__Your objective__. The listing below should be copied in full, word for word.

__Source data__.

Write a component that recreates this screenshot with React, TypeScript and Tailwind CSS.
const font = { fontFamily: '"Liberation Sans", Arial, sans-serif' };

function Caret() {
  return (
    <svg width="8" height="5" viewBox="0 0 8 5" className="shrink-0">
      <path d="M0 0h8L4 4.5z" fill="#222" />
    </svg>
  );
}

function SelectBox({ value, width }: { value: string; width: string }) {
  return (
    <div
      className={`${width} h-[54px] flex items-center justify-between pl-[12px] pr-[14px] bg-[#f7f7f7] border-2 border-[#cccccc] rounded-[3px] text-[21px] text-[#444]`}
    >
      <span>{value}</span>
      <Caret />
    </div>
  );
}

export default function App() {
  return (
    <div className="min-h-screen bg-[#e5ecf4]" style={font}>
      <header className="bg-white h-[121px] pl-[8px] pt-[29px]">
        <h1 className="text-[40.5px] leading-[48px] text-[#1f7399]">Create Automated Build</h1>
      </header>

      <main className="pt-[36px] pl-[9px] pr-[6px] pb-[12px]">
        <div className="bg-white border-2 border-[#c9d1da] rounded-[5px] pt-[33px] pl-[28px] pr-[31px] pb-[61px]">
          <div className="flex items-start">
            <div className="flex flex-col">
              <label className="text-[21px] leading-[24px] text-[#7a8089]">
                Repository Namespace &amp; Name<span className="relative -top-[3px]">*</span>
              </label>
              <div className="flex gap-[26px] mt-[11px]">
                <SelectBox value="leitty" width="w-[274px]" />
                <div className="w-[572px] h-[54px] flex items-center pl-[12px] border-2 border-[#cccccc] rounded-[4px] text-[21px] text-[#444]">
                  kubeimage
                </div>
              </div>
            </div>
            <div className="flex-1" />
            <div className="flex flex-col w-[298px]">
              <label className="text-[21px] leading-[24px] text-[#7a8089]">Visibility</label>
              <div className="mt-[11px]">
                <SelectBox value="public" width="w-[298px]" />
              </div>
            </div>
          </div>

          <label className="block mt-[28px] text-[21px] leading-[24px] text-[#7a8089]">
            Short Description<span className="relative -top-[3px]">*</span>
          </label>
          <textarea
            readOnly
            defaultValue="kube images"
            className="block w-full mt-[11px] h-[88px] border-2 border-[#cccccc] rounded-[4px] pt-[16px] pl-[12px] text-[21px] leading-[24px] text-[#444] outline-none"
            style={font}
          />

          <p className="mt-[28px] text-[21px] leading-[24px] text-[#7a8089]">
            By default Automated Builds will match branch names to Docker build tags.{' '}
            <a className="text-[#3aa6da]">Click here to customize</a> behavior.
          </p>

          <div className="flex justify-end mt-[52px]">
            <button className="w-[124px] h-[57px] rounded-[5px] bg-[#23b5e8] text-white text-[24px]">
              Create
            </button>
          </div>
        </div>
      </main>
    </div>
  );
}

__Result for this exercise__.
Write a component that recreates this screenshot with React, TypeScript and Tailwind CSS.
const font = { fontFamily: '"Liberation Sans", Arial, sans-serif' };

function Caret() {
  return (
    <svg width="8" height="5" viewBox="0 0 8 5" className="shrink-0">
      <path d="M0 0h8L4 4.5z" fill="#222" />
    </svg>
  );
}

function SelectBox({ value, width }: { value: string; width: string }) {
  return (
    <div
      className={`${width} h-[54px] flex items-center justify-between pl-[12px] pr-[14px] bg-[#f7f7f7] border-2 border-[#cccccc] rounded-[3px] text-[21px] text-[#444]`}
    >
      <span>{value}</span>
      <Caret />
    </div>
  );
}

export default function App() {
  return (
    <div className="min-h-screen bg-[#e5ecf4]" style={font}>
      <header className="bg-white h-[121px] pl-[8px] pt-[29px]">
        <h1 className="text-[40.5px] leading-[48px] text-[#1f7399]">Create Automated Build</h1>
      </header>

      <main className="pt-[36px] pl-[9px] pr-[6px] pb-[12px]">
        <div className="bg-white border-2 border-[#c9d1da] rounded-[5px] pt-[33px] pl-[28px] pr-[31px] pb-[61px]">
          <div className="flex items-start">
            <div className="flex flex-col">
              <label className="text-[21px] leading-[24px] text-[#7a8089]">
                Repository Namespace &amp; Name<span className="relative -top-[3px]">*</span>
              </label>
              <div className="flex gap-[26px] mt-[11px]">
                <SelectBox value="leitty" width="w-[274px]" />
                <div className="w-[572px] h-[54px] flex items-center pl-[12px] border-2 border-[#cccccc] rounded-[4px] text-[21px] text-[#444]">
                  kubeimage
                </div>
              </div>
            </div>
            <div className="flex-1" />
            <div className="flex flex-col w-[298px]">
              <label className="text-[21px] leading-[24px] text-[#7a8089]">Visibility</label>
              <div className="mt-[11px]">
                <SelectBox value="public" width="w-[298px]" />
              </div>
            </div>
          </div>

          <label className="block mt-[28px] text-[21px] leading-[24px] text-[#7a8089]">
            Short Description<span className="relative -top-[3px]">*</span>
          </label>
          <textarea
            readOnly
            defaultValue="kube images"
            className="block w-full mt-[11px] h-[88px] border-2 border-[#cccccc] rounded-[4px] pt-[16px] pl-[12px] text-[21px] leading-[24px] text-[#444] outline-none"
            style={font}
          />

          <p className="mt-[28px] text-[21px] leading-[24px] text-[#7a8089]">
            By default Automated Builds will match branch names to Docker build tags.{' '}
            <a className="text-[#3aa6da]">Click here to customize</a> behavior.
          </p>

          <div className="flex justify-end mt-[52px]">
            <button className="w-[124px] h-[57px] rounded-[5px] bg-[#23b5e8] text-white text-[24px]">
              Create
            </button>
          </div>
        </div>
      </main>
    </div>
  );
}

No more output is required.